Pour revenir à vos pairs, avez-vous eu l’impression que le « vieux«  Marc Thomé a fait la nique, tactiquement, à certains, cette saison ?

Oui, j’ai eu cette impression, grâce à certains changements notamment, opérés pendant les matches. Il m’est arrivé, souvent, de mettre des joueurs sur le banc alors qu’ils auraient dû être sur le terrain, dans le onze de départ. Des joueurs que je rentre au moment où le match se décide, comme j’ai pu le faire la saison passée avec M’Barki. Oui, cette saison, on a remporté certaines rencontres en fin de partie grâce à des garçons qui auraient dû être sur le terrain en début de match.

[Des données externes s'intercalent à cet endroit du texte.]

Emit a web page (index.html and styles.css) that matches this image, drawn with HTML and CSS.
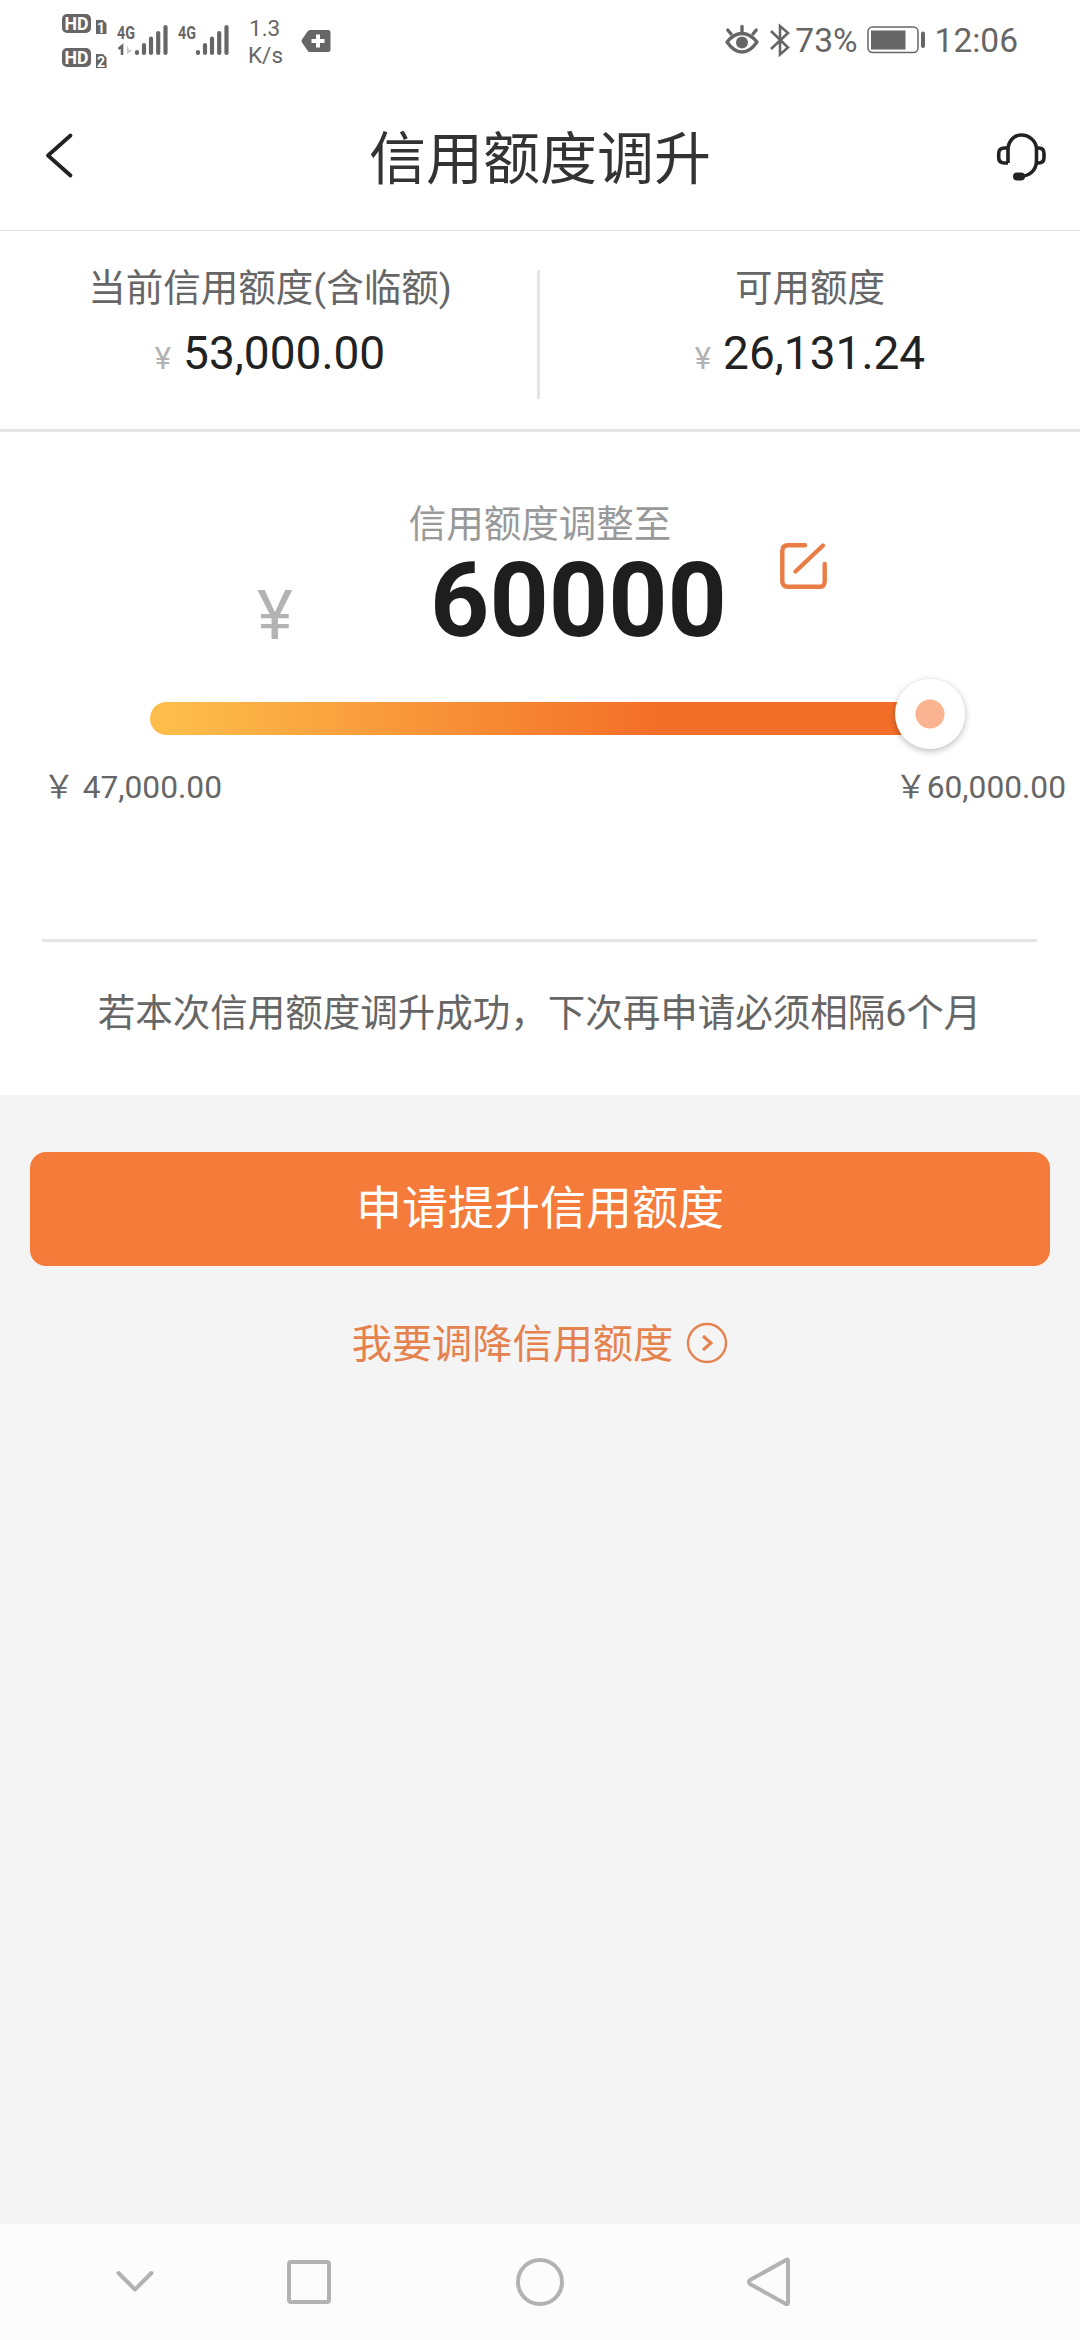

Hostert, ce sera forcément votre dernier club ?

Quand j’étais plus jeune, je voulais toujours aller plus haut. J’ai quitté Rumelange pour Grevenmacher parce que c’était mieux. Puis j’ai quitté Grevenmacher pour Differdange… Mais maintenant, je me dis que oui, cela pourrait être mon dernier club – je me disais aussi ça de Käerjeng avant qu’on me vire par manque de patience – : je suis retraité, je pense foot 24 heures sur 24, ma santé est bonne et le stade sera bientôt un bijou. En plus, on me fait confiance ici et je ne l’oublie pas. Quant à l’âge… Henri Bossi a six ans de plus que moi et il était encore sur un banc la saison passée. La dernière fois que le club s’était maintenu aussi tôt dans la saison – si on y arrive –, c’était avec lui, mais c’était seulement à quatre journées de la fin. Cela prouve que je suis meilleur que lui (il rit). Je pourrais lui dire, mais il va encore ronchonner. Je lui dis souvent d’arrêter de faire la gueule. Cela prouve bien qu’il est vieux et que moi, je suis jeune!